WHAT TO DO — How many lines of the entries below include the word "Tailwind"? Answer with the number alone.

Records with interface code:

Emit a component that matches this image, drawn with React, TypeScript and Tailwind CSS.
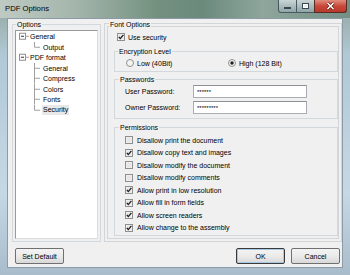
import React from 'react';

const CheckBox = ({ checked }: { checked?: boolean }) => (
  <svg width="8" height="8" viewBox="0 0 8 8" className="shrink-0">
    <rect x="0.5" y="0.5" width="7" height="7" fill="#f6f6f6" stroke="#8e8f8f" />
    <rect x="1.5" y="1.5" width="5" height="5" fill="#e6e6e6" />
    {checked && <path d="M1.8 3.8 L3.3 5.6 L6.4 1.9" fill="none" stroke="#1c1c1c" strokeWidth="1.3" />}
  </svg>
);

const Radio = ({ checked }: { checked?: boolean }) => (
  <svg width="8" height="8" viewBox="0 0 8 8" className="shrink-0">
    <circle cx="4" cy="4" r="3.5" fill="#f4f4f4" stroke="#8e8f8f" />
    {checked && <circle cx="4" cy="4" r="1.7" fill="#1e1e1e" />}
  </svg>
);

const RootRow = ({ label }: { label: string }) => (
  <div className="flex h-[10.5px] items-center">
    <svg width="14" height="10.5" viewBox="0 0 14 10.5" className="shrink-0">
      <rect x="3.5" y="2.25" width="6" height="6" fill="#fff" stroke="#8f8f8f" />
      <path d="M5 5.25 H8" stroke="#333" strokeWidth="1" />
      <path d="M9.5 5.25 H13" stroke="#a0a0a0" strokeWidth="1" />
    </svg>
    <span>{label}</span>
  </div>
);

const ChildRow = ({ label, last, selected }: { label: string; last?: boolean; selected?: boolean }) => (
  <div className="flex h-[10.5px] items-center">
    <svg width="27" height="10.5" viewBox="0 0 27 10.5" className="shrink-0">
      <path d={last ? 'M18.5 0 V5.25' : 'M18.5 0 V10.5'} stroke="#a0a0a0" strokeWidth="1" />
      <path d="M18.5 5.25 H24" stroke="#a0a0a0" strokeWidth="1" />
    </svg>
    <span className={selected ? 'bg-[#e8e8e8] px-[1px] -ml-[1px] leading-[10px]' : ''}>{label}</span>
  </div>
);

const Btn = ({ label, primary }: { label: string; primary?: boolean }) => (
  <button
    className={`flex h-[16px] w-[49px] items-center justify-center rounded-[2px] border bg-gradient-to-b from-[#f3f3f3] via-[#ebebeb] to-[#d8d8d8] text-[7px] text-black ${
      primary ? 'border-[#3a3a3a] shadow-[inset_0_0_0_1px_#a9c9e2]' : 'border-[#707070]'
    }`}
  >
    {label}
  </button>
);

const perms: [string, boolean][] = [
  ['Disallow print the document', false],
  ['Disallow copy text and images', true],
  ['Disallow modify the document', false],
  ['Disallow modify comments', false],
  ['Allow print in low resolution', true],
  ['Allow fill in form fields', true],
  ['Allow screen readers', true],
  ['Allow change to the assembly', true],
];

export default function App() {
  return (
    <div className="flex h-[275px] w-[350px] flex-col overflow-hidden bg-[linear-gradient(180deg,#8fa69c_0%,#b2c8d6_20%,#c5d8e6_70%,#a9bccb_100%)] font-['Liberation_Sans',Arial,sans-serif] text-[7px] leading-[9px] text-black">
      {/* title bar */}
      <div className="flex h-[18px] shrink-0 items-start justify-between bg-[linear-gradient(90deg,#bfcac3_0%,#a3b5ab_22%,#73907f_45%,#6b8a7c_58%,#8ea69b_75%,#748f86_100%)]">
        <span className="pl-[5px] pt-[4px] text-[7.7px] leading-[10px] text-black">PDF Options</span>
        <div className="mr-[3px] flex h-[13px]">
          <div className="flex w-[19px] items-center justify-center rounded-bl-[3px] border border-t-0 border-[#4a5862] bg-gradient-to-b from-[#c9d5d6] to-[#8fa5a6]">
            <div className="mt-[3px] h-[2px] w-[7px] border border-[#3a4650] bg-white" />
          </div>
          <div className="flex w-[17px] items-center justify-center border-b border-[#4a5862] bg-gradient-to-b from-[#c9d5d6] to-[#8fa5a6]">
            <div className="h-[6px] w-[7px] border border-[#3a4650] bg-[#e8eef0] shadow-[inset_0_0_0_1px_#fff]" />
          </div>
          <div className="flex w-[33px] items-center justify-center rounded-br-[3px] border border-t-0 border-[#5a2a24] bg-gradient-to-b from-[#e08c7e] via-[#c9483a] to-[#b8382a]">
            <svg width="9" height="8" viewBox="0 0 9 8">
              <path d="M1.5 1 L7.5 7 M7.5 1 L1.5 7" stroke="#5a1a14" strokeWidth="3" />
              <path d="M1.5 1 L7.5 7 M7.5 1 L1.5 7" stroke="#fff" strokeWidth="1.6" />
            </svg>
          </div>
        </div>
      </div>

      {/* dialog body */}
      <div className="mx-[7px] mb-[7px] flex flex-1 flex-col border border-[#8c9ba6] bg-[#f0f0f0]">
        <div className="mt-[1px] flex h-[222px] items-stretch">
          {/* options tree */}
          <fieldset className="ml-[4px] flex w-[89px] flex-col border border-[#d3d8dc] px-[2px] pb-[2px]">
            <legend className="ml-[1px] px-[1px] leading-[9px]">Options</legend>
            <div className="mt-[1px] flex-1 border border-[#9a9a9a] border-b-[#dcdcdc] border-r-[#dcdcdc] bg-white pt-[0.25px]">
              <RootRow label="General" />
              <ChildRow label="Output" last />
              <RootRow label="PDF format" />
              <ChildRow label="General" />
              <ChildRow label="Compress" />
              <ChildRow label="Colors" />
              <ChildRow label="Fonts" />
              <ChildRow label="Security" last selected />
            </div>
          </fieldset>

          {/* font options */}
          <fieldset className="ml-[3px] flex w-[237px] flex-col border-[4px] border-double border-[#d3d6d9]">
            <legend className="ml-[1px] px-[1px] leading-[9px]">Font Options</legend>

            <div className="ml-[9px] mt-[3px] flex h-[10px] items-center gap-[3px]">
              <CheckBox checked />
              <span>Use security</span>
            </div>

            <fieldset className="ml-[6px] mt-[5px] w-[224px] border border-[#d3d8dc] pb-[3px]">
              <legend className="ml-[3px] px-[1px] leading-[9px]">Encryption Level</legend>
              <div className="mt-[2px] flex h-[10px] items-center pl-[11px]">
                <div className="flex w-[102px] items-center gap-[3px]">
                  <Radio />
                  <span>Low (40Bit)</span>
                </div>
                <div className="flex items-center gap-[3px]">
                  <Radio checked />
                  <span>High (128 Bit)</span>
                </div>
              </div>
            </fieldset>

            <fieldset className="ml-[6px] mt-[3px] w-[224px] border border-[#d3d8dc] pb-[4px]">
              <legend className="ml-[4px] px-[1px] leading-[9px]">Passwords</legend>
              <div className="mt-[1px] flex h-[13px] items-center pl-[10px]">
                <span className="w-[68px]">User Password:</span>
                <div className="flex h-[13px] w-[114px] items-center border border-[#abadb3] border-t-[#8e9097] bg-white pl-[3px] text-[6px] leading-[6px]">
                  ******
                </div>
              </div>
              <div className="mt-[3px] flex h-[13px] items-center pl-[10px]">
                <span className="w-[68px]">Owner Password:</span>
                <div className="flex h-[13px] w-[114px] items-center border border-[#abadb3] border-t-[#8e9097] bg-white pl-[3px] text-[6px] leading-[6px]">
                  *********
                </div>
              </div>
            </fieldset>

            <fieldset className="ml-[6px] mt-[4px] w-[224px] border border-[#d3d8dc] pb-[1px]">
              <legend className="ml-[4px] px-[1px] leading-[9px]">Permissions</legend>
              <div className="mt-[2px] flex flex-col pl-[10px]">
                {perms.map(([label, on]) => (
                  <div key={label} className="flex h-[12.5px] items-center gap-[4px]">
                    <CheckBox checked={on} />
                    <span>{label}</span>
                  </div>
                ))}
              </div>
            </fieldset>
          </fieldset>
        </div>

        {/* buttons */}
        <div className="mt-[6px] flex items-center">
          <div className="ml-[7px]">
            <Btn label="Set Default" />
          </div>
          <div className="ml-auto mr-[2px] flex gap-[6px]">
            <Btn label="OK" primary />
            <Btn label="Cancel" />
          </div>
        </div>
      </div>
    </div>
  );
}
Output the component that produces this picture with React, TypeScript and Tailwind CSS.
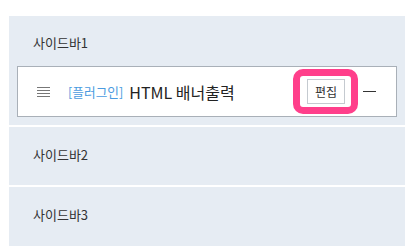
const sidebars = ['사이드바1', '사이드바2', '사이드바3']

function Hamburger() {
  return (
    <svg width="13" height="10" viewBox="0 0 13 10" className="shrink-0">
      <rect x="0" y="0" width="13" height="1" fill="#777" />
      <rect x="0" y="3" width="13" height="1" fill="#777" />
      <rect x="0" y="6" width="13" height="1" fill="#777" />
      <rect x="0" y="9" width="13" height="1" fill="#777" />
    </svg>
  )
}

export default function App() {
  return (
    <div
      className="w-[414px] h-[246px] overflow-hidden bg-white pt-[16px] pl-[9px] pr-[9px]"
      style={{ fontFamily: '"Noto Sans CJK KR", "Noto Sans", sans-serif' }}
    >
      <div className="flex flex-col gap-[2px]">
        {/* Sidebar 1 with widget */}
        <div className="bg-[#e6ecf3] pt-[17px] pb-[8px] px-[8px]">
          <div className="pl-[16px] text-[13px] leading-[20px] text-[#333]">{sidebars[0]}</div>
          <div className="mt-[13px] h-[51px] bg-white border border-[#a9b0b8] flex items-center pl-[19px] pr-[20px]">
            <Hamburger />
            <span className="ml-[18px] text-[12.7px] text-[#4a9be0]">[플러그인]</span>
            <span className="ml-[6px] text-[16px] text-[#222]">HTML 배너출력</span>
            <div className="relative ml-auto">
              <button className="h-[25px] w-[38px] border border-[#c5cad0] bg-white text-[12px] text-[#333] flex items-center justify-center">
                편집
              </button>
              <span className="absolute -left-[14px] -right-[13px] -top-[10px] -bottom-[10px] border-[7px] border-[#ff3f8b] rounded-[10px] pointer-events-none" />
            </div>
            <span className="ml-[18px] w-[13px] h-px bg-[#333]" />
          </div>
        </div>
        {/* Sidebar 2 */}
        <div className="bg-[#e6ecf3] h-[58px] pl-[24px] pt-[18px]">
          <div className="text-[13px] leading-[20px] text-[#333]">{sidebars[1]}</div>
        </div>
        {/* Sidebar 3 */}
        <div className="bg-[#e6ecf3] h-[60px] pl-[24px] pt-[18px]">
          <div className="text-[13px] leading-[20px] text-[#333]">{sidebars[2]}</div>
        </div>
      </div>
    </div>
  )
}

RESPONSE — 2